Il comparto grafico è quella cosa che resta un po’ nel limbo dell’indecisione. Fermo restando che le ambientazioni sono originalissime e ben congegnate, anche a livello di gameplay, le texture e il livello di dettaglio non sono delle migliori. Di momenti cartolina ce ne sono a iosa, merito anche del gioco di luci e ombre. La discesa, in senso fisico e metaforico, è guidata anche da giochi di colori emozionali.

Mentre giocavamo ad Amnesia: Rebirth ci chiedevamo chissà come renderà il feedback aptico mentre Tasi scende cammina sui sassi? Che livello di profondità sonora ci regalerà il tempest engine in ambienti aperti e chiusi? Frictional Games un pensierino lo ha già fatto, secondo noi, e questo nuova iterazione della saga potrebbe essere una prova generale per l’inizio di un qualcosa di assolutamente unico.

Se è vero che PS5 e Xbox Series X saranno in grado di immergerci nel gioco, beh, chi meglio di un’avventura grafica in salsa survival horror potrebbe riuscirci? Figuriamoci, poi, se a tutto questo ci aggiungiamo anche la realtà virtuale. Il PSVR2 è ancora nell’universo delle indiscrezioni e rumor ma giochi del calibro di Amnesia sarebbero perfetti per questa tecnologia. L’unica cosa che, in un certo senso, preoccupa è che cotanta immersione potrebbe finire con l’invertire il gioco delle parti.

Succede già adesso, figuriamoci se non ce rendiamo conto. Amnesia: Rebirth, infatti, ha la forza di portarci nel dramma e nella disperazione della giovane Tasi. Passo dopo passo bisogna trovare il coraggio di accettare ciò che non si vuole scoprire e ricordare. Il confine tra realtà e fantasia diventa sempre più sottile sino a scomparire. Arriverete a un punto in cui i giochi sono fatti e dietro l’ultima porta troverete la verità. Trovare il coraggio di aprirla non sarà facile.

COMMENTO FINALE

Amnesia: Rebirth è il classico gioco che divide in due la platea dei giocatori: tra chi ha già giocato al capitolo precedente The Dark Descent e chi, invece, approccia alla saga per la prima volta.
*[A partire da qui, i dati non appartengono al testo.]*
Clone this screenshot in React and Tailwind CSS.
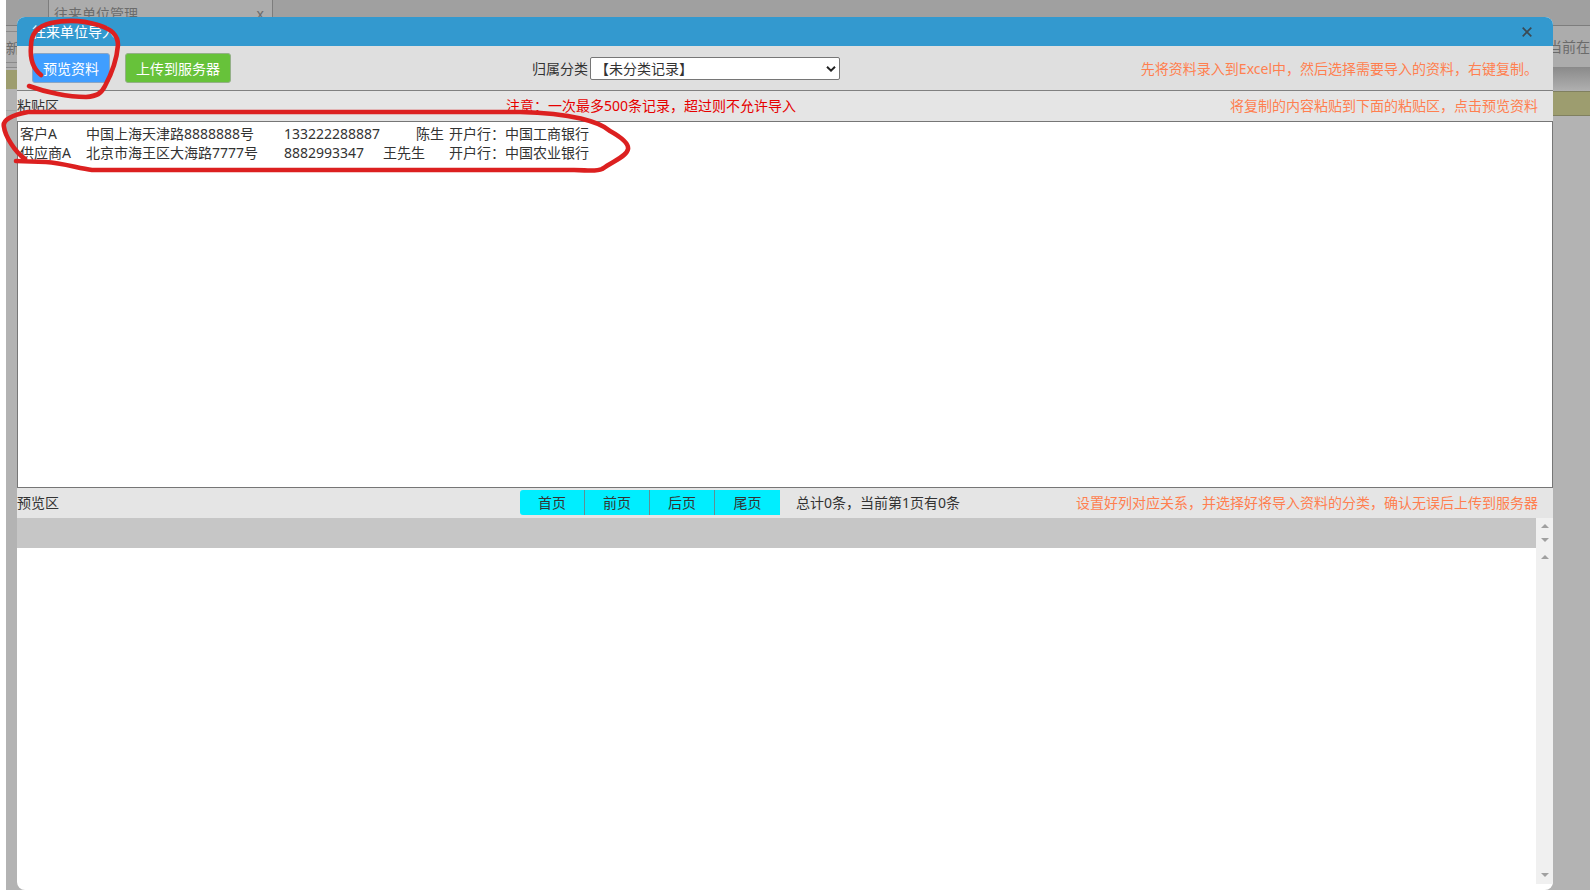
import React from "react";

const pages = ["首页", "前页", "后页", "尾页"];

const pasted =
  "客户A\t中国上海天津路8888888号\t133222288887\t\t陈生\t开户行：中国工商银行\n" +
  "供应商A\t北京市海王区大海路7777号\t8882993347\t王先生\t开户行：中国农业银行";

function Arrow({ down }) {
  return (
    <svg viewBox="0 0 8 4" className={down ? "h-1 w-2 rotate-180" : "h-1 w-2"} aria-hidden="true">
      <path d="M4 0 L8 4 H0 Z" fill="#a0a0a0" />
    </svg>
  );
}

function Backdrop() {
  return (
    <div className="absolute inset-y-0 right-0 left-[6px] overflow-hidden bg-[#b3b3b3] text-[#6b6b6b]">
      <div className="flex h-[26px] border-b border-[#7d7d7d] bg-[#a0a0a0] pl-[42px]">
        <div className="flex h-[26px] w-[225px] items-center justify-between border-x border-[#7d7d7d] bg-[#acacac] pr-2 pl-[5px]">
          <span>往来单位管理</span>
          <span>x</span>
        </div>
      </div>
      <div className="flex h-[42px] items-stretch justify-between border-b border-[#8a8a8a] bg-[#acacac]">
        <div className="flex w-1/2 flex-col pt-[5px] pb-1">
          <div className="flex flex-1 items-center border-y border-[#8a8a8a]">新</div>
        </div>
        <span className="self-center">当前在</span>
      </div>
      <div className="flex justify-between">
        <div className="w-1/2 pt-[2px]">
          <div className="h-[19px] bg-[#9d9d6f]" />
          <div className="h-[22px] border-b border-[#a3a3a3]" />
        </div>
        <div className="w-1/2">
          <div className="h-[23px] bg-linear-to-b from-[#8c8c8c] to-[#b0b0b0]" />
          <div className="h-[25px] border-y border-[#80805f] bg-[#9d9d6f]" />
        </div>
      </div>
    </div>
  );
}

function Marks() {
  return (
    <svg className="pointer-events-none absolute top-0 left-0 h-[180px] w-[640px]" viewBox="0 0 640 180" fill="none" stroke="#dc2020" strokeWidth="4.6" strokeLinecap="round" strokeLinejoin="round" aria-hidden="true">
      <path d="M41 75 C32 68 30 57 31 46 C31 33 38 26 51 23 C65 20 82 20 98 25 C112 29 118 35 118 45 C117 57 112 73 105 86 C101 94 97 96 86 97 C68 97 45 92 29 86" />
      <path d="M25 159 C15 152 5 136 4 127 C2 120 12 115 28 112 L520 112 C572 113 600 122 610 131 C619 136 629 143 628 149 C627 156 615 160 602 169 C596 172 586 170 574 170 L92 170 C78 168 62 163 46 162 L16 161" />
    </svg>
  );
}

export default function App() {
  return (
    <div className="relative flex h-screen flex-col overflow-hidden bg-white pt-[17px] pr-[37px] pl-[17px] font-['Noto_Sans','Noto_Sans_CJK_SC',sans-serif] text-[14px] leading-[19px] text-[#333333]">
      <Backdrop />
      <main className="relative flex min-h-0 flex-1 flex-col overflow-hidden rounded-lg bg-white">
        <header className="flex h-[29px] shrink-0 items-center justify-between bg-[#3399cf] pr-[18px] pl-[15px]">
          <h1 className="text-white">往来单位导入</h1>
          <button type="button" aria-label="关闭" className="flex size-4 items-center justify-center">
            <svg viewBox="0 0 10 10" className="size-[10px]" stroke="#3b4a54" strokeWidth="1.7" aria-hidden="true">
              <path d="M0.7 0.7 L9.3 9.3 M9.3 0.7 L0.7 9.3" />
            </svg>
          </button>
        </header>

        <div className="grid h-[45px] shrink-0 grid-cols-3 items-center border-b border-[#808080] bg-[#dfdfdf]">
          <div className="flex gap-[15px] pl-[15px]">
            <button type="button" className="h-[30px] rounded-[3px] border border-[#8aa5c4] bg-[#409eff] px-[10px] text-white">预览资料</button>
            <button type="button" className="h-[30px] rounded-[3px] border border-[#94b088] bg-[#67c23a] px-[10px] text-white">上传到服务器</button>
          </div>
          <div className="flex items-center gap-[2px]">
            <label htmlFor="category" className="pl-[3px] whitespace-nowrap">归属分类</label>
            <div className="relative w-[250px]">
              <select id="category" className="block h-[23px] w-full appearance-none rounded-[2px] border border-[#767676] bg-white pl-1">
                <option>【未分类记录】</option>
              </select>
              <svg viewBox="0 0 10 6" className="pointer-events-none absolute top-[9px] right-[4px] h-[6px] w-[10px]" fill="none" stroke="#222222" strokeWidth="2" aria-hidden="true">
                <path d="M1 0.8 L5 4.6 L9 0.8" />
              </svg>
            </div>
          </div>
          <p className="pr-[15px] text-right whitespace-nowrap text-[#ff7f50]">先将资料录入到Excel中，然后选择需要导入的资料，右键复制。</p>
        </div>

        <div className="grid h-[30px] shrink-0 grid-cols-[489px_1fr_auto] items-center bg-[#e5e5e5] pb-[2px]">
          <label htmlFor="paste">粘贴区</label>
          <p className="text-[#e60000]">注意：一次最多500条记录，超过则不允许导入</p>
          <p className="pr-[15px] text-[#ff7f50]">将复制的内容粘贴到下面的粘贴区，点击预览资料</p>
        </div>

        <textarea id="paste" defaultValue={pasted} spellCheck={false} className="block h-[367px] w-full shrink-0 resize-none border border-[#767676] bg-white p-[2px] [tab-size:33px]" />

        <div className="flex h-[30px] shrink-0 items-center bg-[#e5e5e5] pb-[2px]">
          <h2 className="w-[503px]">预览区</h2>
          <nav className="flex h-[25px] overflow-hidden rounded-l-[3px]">
            {pages.map((p) => (
              <button key={p} type="button" className="w-[65px] border-r border-[#5f8f94] bg-[#00eeff] last:border-r-0">{p}</button>
            ))}
          </nav>
          <p className="pl-4">总计0条，当前第1页有0条</p>
          <p className="ml-auto pr-[15px] text-[#ff7f50]">设置好列对应关系，并选择好将导入资料的分类，确认无误后上传到服务器</p>
        </div>

        <div className="flex h-[30px] shrink-0 bg-[#c6c6c6]">
          <div className="ml-auto flex w-[17px] flex-col items-center justify-between bg-[#f0f0f0] pt-[6px] pb-[6px]">
            <Arrow />
            <Arrow down />
          </div>
        </div>
        <div className="flex min-h-0 flex-1 pb-[6px]">
          <div className="ml-auto flex w-[17px] flex-col items-center justify-between bg-[#f0f0f0] pt-[7px] pb-[7px]">
            <Arrow />
            <Arrow down />
          </div>
        </div>
      </main>
      <Marks />
    </div>
  );
}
È indubbio il fatto che il titolo di Frictional Games merita di finire nella vostra collezione dei giochi del 2020. Come, anche, il fatto che se non amate il genere delle avventure in prima persona (che non c’entrano un tubo con gli FPS) rischiate seriamente di annoiarvi.

Dal punto di vista narrativo non esplode di originalità, ma non per questo pecca di “scontatezza”. Il continuum degli eventi sono in grado di trascinare senza mai annoiare. Emergono, per originalità e creatività, le ambientazioni. Di solito sono il piatto forte per questo genere di giochi e la software house svedese, questo, lo sa benissimo. Texture e risoluzione grafica potevano essere migliori e farci vedere la vera forza dell’ HPL Engine 3.5.
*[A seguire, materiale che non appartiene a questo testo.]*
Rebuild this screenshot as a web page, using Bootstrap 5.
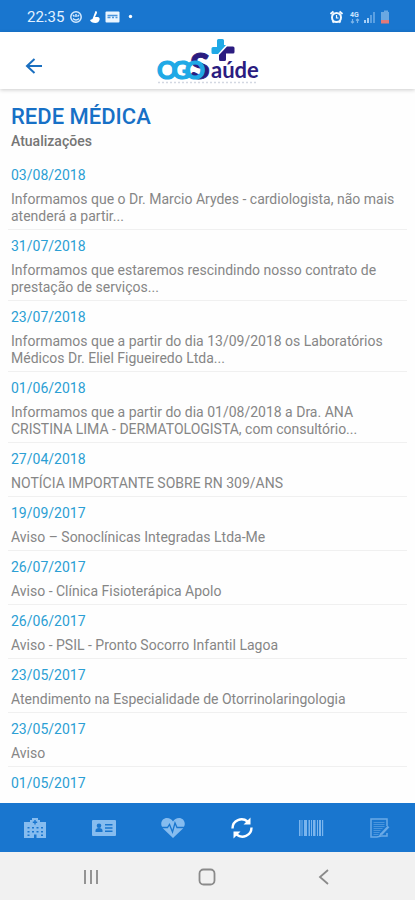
<!DOCTYPE html>
<html lang="pt-BR">
<head>
<meta charset="utf-8">
<meta name="viewport" content="width=device-width, initial-scale=1">
<title>OGO Saúde - Rede Médica</title>
<link href="https://cdn.jsdelivr.net/npm/bootstrap@5.3.0/dist/css/bootstrap.min.css" rel="stylesheet">
<style>
body { font-family: Roboto, "Liberation Sans", sans-serif; background: #fefefe; }
svg { display: block; }
.brand-bg { background: #1976cf; }
.status { height: 32px; padding: 2px 25px 0 27px; font-size: 15px; line-height: 20px; color: #e2f1ff; }
.topbar { height: 57px; background: #fff; box-shadow: 0 1px 4px rgba(0,0,0,.2); display: grid; grid-template-columns: 1fr auto 1fr; z-index: 1; }
.back { margin-left: 24px; padding: 10px 0 0; color: #1a6fc0; }
.content { padding: 14px 8px 0; }
.page-title { font-size: 22px; line-height: 28px; font-weight: 500; color: #1770c6; padding-left: 3px; }
.page-sub { font-size: 14px; line-height: 20px; font-weight: 500; color: #757575; padding-left: 3px; }
.notice { padding: 6px 3px 4px; border-bottom: 1px solid #f0f0f0; font-size: 14px; }
.notice time { display: block; line-height: 20px; color: #2b9fd4; }
.notice p { margin: 6px 0 0; line-height: 17px; color: #868686; }
.tabs { height: 49px; }
.tabs .btn, .sysnav .btn { padding: 0; border: 0; border-radius: 0; }
.tabs .btn { color: #86bcef; }
.tabs .btn.current { color: #fff; }
.sysnav { height: 48px; background: #f1f1f1; padding: 2px 33px 0; }
.sysnav .btn { color: #8a8a8a; }
</style>
<script src="https://cdn.jsdelivr.net/npm/bootstrap@5.3.0/dist/js/bootstrap.bundle.min.js"></script>
</head>
<body class="vh-100 d-flex flex-column overflow-hidden">

<div class="status brand-bg d-flex align-items-center justify-content-between flex-shrink-0">
  <div class="d-flex align-items-center">
    <span>22:35</span>
    <svg class="ms-1" width="68" height="16" viewBox="0 0 68 16" aria-hidden="true">
      <g fill="none" stroke="#d5eaff" stroke-width="1.5"><circle cx="8" cy="8" r="5.2"/><path d="M5 6l1.500 1.500M11 6L9.500 7.500M5 9.500q3 3 6 0M8 5v3"/></g>
      <path fill="#fff" d="M27.500 2c1.500 0 2 1.500 1 3l-1.500 3h2.500c2 0 2.500 1.500 2 3-.6 2-2 3-4 3-3 0-5-1-5.500-3l2.500-1z"/>
      <rect x="37.500" y="2.500" width="14" height="11" rx="1" fill="#eaf5ff"/>
      <path stroke="#4a95dc" stroke-width="1.300" fill="none" d="M39.500 6.500h10M39.500 8.500h3M44 8.500h2M47.500 8.500h2"/>
      <circle cx="62.500" cy="7.500" r="1.700" fill="#fff"/>
    </svg>
  </div>
  <svg width="62" height="16" viewBox="0 0 62 16" aria-hidden="true">
    <g fill="none" stroke="#f2f9ff" stroke-width="2"><circle cx="8.500" cy="8.500" r="4.500"/><path d="M2.500 5l3-2.500M14.500 5l-3-2.500M4.500 13.500l1.500-1.500M12.500 13.500L11 12"/><path stroke-width="1.200" d="M8.500 6v3h2"/></g>
    <text x="22" y="8" font-size="7" font-weight="700" fill="#cde6ff">4G</text>
    <path stroke="#7db5ea" stroke-width="1.200" fill="none" d="M24.500 10v4M23 12.500l1.500 1.500L26 12.500M29.500 14v-4M28 11.500l1.500-1.500 1.500 1.500"/>
    <path fill="#a8d0f6" d="M36 11h2v3h-2zM39 9h2v5h-2z"/><path fill="#5ba0e2" d="M42 6h2v8h-2zM45 3h2v11h-2z"/>
    <path fill="#6aa8e2" d="M54 3h2V1.500h4V3h1v8h-8V3z"/><path fill="#e07a7a" d="M53 11h8v3.500h-8z"/>
  </svg>
</div>

<header class="topbar flex-shrink-0 position-relative">
  <button type="button" class="btn back border-0 me-auto" aria-label="Voltar">
    <svg width="20" height="20" viewBox="0 0 20 20" fill="none" stroke="currentColor" stroke-width="2"><path d="M18 10H3.500M10.500 3L3 10l7.500 7"/></svg>
  </button>
  <svg width="104" height="56" viewBox="0 0 104 56" role="img" aria-label="OGO Saúde" font-family="Lato, sans-serif">
    <path fill="#20a9e6" d="M61 8.500q0-1.500 1.500-1.500h4q1.500 0 1.500 1.500V13h2l-8 9h-5q-1.500 0-1.500-1.500v-4q0-1.500 1.500-1.500h4z"/>
    <path fill="#2b1c80" d="M71 14.500h6q1.500 0 1.500 1.500v4q0 1.500-1.500 1.500h-7v6q0 1.500-1.500 1.500h-4q-1.500 0-1.500-1.500V23z"/>
    <text x="34" y="47" font-size="36" font-weight="900" fill="#2b1c80" stroke="#2b1c80">S</text>
    <g font-size="25" font-weight="700" fill="#20a9e6" stroke="#20a9e6" stroke-width="1.200">
      <text x="1" y="47">O</text><text x="16" y="47">G</text><text x="29" y="47">O</text>
    </g>
    <text x="55" y="46" font-size="22" font-weight="700" fill="#2b1c80">aúde</text>
    <path d="M2 50.500h100" stroke="#d3d8e2" stroke-width="1.500" stroke-dasharray="2 2"/>
  </svg>
</header>

<main class="content flex-grow-1 overflow-hidden">
  <h1 class="page-title mb-0">REDE MÉDICA</h1>
  <h2 class="page-sub mb-2">Atualizações</h2>
  <section aria-label="Atualizações">
    <article class="notice"><time>03/08/2018</time><p>Informamos que o Dr. Marcio Arydes - cardiologista, não mais atenderá a partir...</p></article>
    <article class="notice"><time>31/07/2018</time><p>Informamos que estaremos rescindindo nosso contrato de prestação de serviços...</p></article>
    <article class="notice"><time>23/07/2018</time><p>Informamos que a partir do dia 13/09/2018 os Laboratórios Médicos Dr. Eliel Figueiredo Ltda...</p></article>
    <article class="notice"><time>01/06/2018</time><p>Informamos que a partir do dia 01/08/2018 a Dra. ANA CRISTINA LIMA - DERMATOLOGISTA, com consultório...</p></article>
    <article class="notice"><time>27/04/2018</time><p>NOTÍCIA IMPORTANTE SOBRE RN 309/ANS</p></article>
    <article class="notice"><time>19/09/2017</time><p>Aviso – Sonoclínicas Integradas Ltda-Me</p></article>
    <article class="notice"><time>26/07/2017</time><p>Aviso - Clínica Fisioterápica Apolo</p></article>
    <article class="notice"><time>26/06/2017</time><p>Aviso - PSIL - Pronto Socorro Infantil Lagoa</p></article>
    <article class="notice"><time>23/05/2017</time><p>Atendimento na Especialidade de Otorrinolaringologia</p></article>
    <article class="notice"><time>23/05/2017</time><p>Aviso</p></article>
    <article class="notice border-0"><time>01/05/2017</time></article>
  </section>
</main>

<nav class="tabs brand-bg d-flex flex-shrink-0" aria-label="Menu principal">
  <button type="button" class="btn col d-flex align-items-center justify-content-center" aria-label="Hospitais">
    <svg width="24" height="22" viewBox="0 0 24 22"><path fill="currentColor" d="M1 5h6V3h2V1h6v2h2v2h6v16H1z"/><path fill="#1976cf" d="M11.300 3h1.400v1.500h1.500v1.400h-1.500v1.500h-1.400V5.900H9.800V4.500h1.500zM4.500 10h2v1.500h-2zM9 10h2v1.500H9zM13.500 10h2v1.500h-2zM18 10h2v1.500h-2zM4.500 14h2v1.500h-2zM9 14h2v1.500H9zM13.500 14h2v1.500h-2zM18 14h2v1.500h-2zM4.500 17.500h2V19h-2zM11 17.500h2.500V21H11zM18 17.500h2V19h-2z"/></svg>
  </button>
  <button type="button" class="btn col d-flex align-items-center justify-content-center" aria-label="Carteirinha">
    <svg width="24" height="22" viewBox="0 0 24 22"><rect y="3" width="24" height="16" rx="1" fill="currentColor"/><g fill="#1976cf"><circle cx="7" cy="8.700" r="2.300"/><path d="M3.500 15v-1.500q0-2.500 3.500-2.500t3.500 2.500V15zM13 7h7.500v1.500H13zM13 10.200h7.500v1.500H13zM13 13.400h7.500v1.500H13z"/></g></svg>
  </button>
  <button type="button" class="btn col d-flex align-items-center justify-content-center" aria-label="Saúde">
    <svg width="26" height="22" viewBox="0 0 26 22"><path fill="currentColor" d="M13 21L3 11.500C-1 6 2.500 1 7 1q4 0 6 3.500Q15 1 19 1c4.500 0 8 5 4 10.500z"/><path fill="none" stroke="#1976cf" stroke-width="1.300" d="M0 10.500h7.500l2-3 3 7.500 2.500-9 2 4.500h9"/></svg>
  </button>
  <button type="button" class="btn current col d-flex align-items-center justify-content-center" aria-label="Atualizar" aria-current="page">
    <svg width="24" height="24" viewBox="0 0 24 24"><g fill="none" stroke="currentColor" stroke-width="2.400"><path d="M2.500 12.500C2.500 4 12 1 17.500 5.500"/><path d="M21.500 11.500C21.500 20 12 23 6.500 18.500"/></g><path fill="currentColor" d="M20.500 1.500v7h-7zM3.500 22.500v-7h7z"/></svg>
  </button>
  <button type="button" class="btn col d-flex align-items-center justify-content-center" aria-label="Código de barras">
    <svg width="26" height="22" viewBox="0 0 26 22"><path fill="currentColor" opacity=".9" d="M1 3h1.500v16H1zM3.500 3h1v16h-1zM6 3h3v16H6zM10.500 3H12v16h-1.500zM13 3h1v16h-1zM15 3h2.500v16H15zM19 3h1v16h-1zM21 3h2v16h-2zM24 3h1.200v16H24z"/></svg>
  </button>
  <button type="button" class="btn col d-flex align-items-center justify-content-center" aria-label="Formulário">
    <svg width="22" height="22" viewBox="0 0 22 22" fill="none" stroke="currentColor" opacity=".75"><path stroke-width="1.500" d="M18 9V2H2v18h6l4-1h6v-3"/><path opacity=".6" d="M4.500 5.500h11M4.500 7.500h11M4.500 9.500h11M4.500 11.500h9M4.500 13.500h7M4.500 15.500h6M4.500 17.500h5"/><path stroke-width="2.500" d="M19.500 9.500L12 17.500"/><path stroke-width="1.500" d="M12 16.500l-1.500 3"/></svg>
  </button>
</nav>

<div class="sysnav d-flex align-items-center flex-shrink-0">
  <button type="button" class="btn flex-fill d-flex justify-content-center" aria-label="Aplicativos recentes">
    <svg width="18" height="18" viewBox="0 0 18 18" fill="none" stroke="currentColor" stroke-width="1.800"><path d="M3 2v14M9 2v14M15 2v14"/></svg>
  </button>
  <button type="button" class="btn flex-fill d-flex justify-content-center" aria-label="Início">
    <svg width="18" height="18" viewBox="0 0 18 18" fill="none" stroke="currentColor" stroke-width="1.800"><rect x="1.500" y="1.500" width="15" height="15" rx="4"/></svg>
  </button>
  <button type="button" class="btn flex-fill d-flex justify-content-center" aria-label="Voltar do sistema">
    <svg width="18" height="18" viewBox="0 0 18 18" fill="none" stroke="currentColor" stroke-width="1.800"><path d="M13 2L5 9l8 7"/></svg>
  </button>
</div>
</body>
</html>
La saga è ufficialmente ripartita. Adesso non possono aspettare altri 10 anni per il prossimo capitolo. Se non conoscete la serie ma siete degli amanti dei survival horror in soggettiva, siete “obbligati” a prenderlo. Difficilmente rimarrete delusi.

Pregi

Rievocando i vecchi fasti del passato, il giusto mix tra punta e clicca e avventura grafica e mantenuto, con una leggera spinta verso l'action e una enorme verso il survival horror. La narrazione scorre liscia e senza intoppi, con momenti di alto contenuto emozionale ...

Difetti

... anche se la storia poteva essere un po' più frizzante e originale (soprattutto se conoscete A Dark Descent). La grafica delle ambientazioni è notevole, anche se texture e risoluzione non fanno impazzire.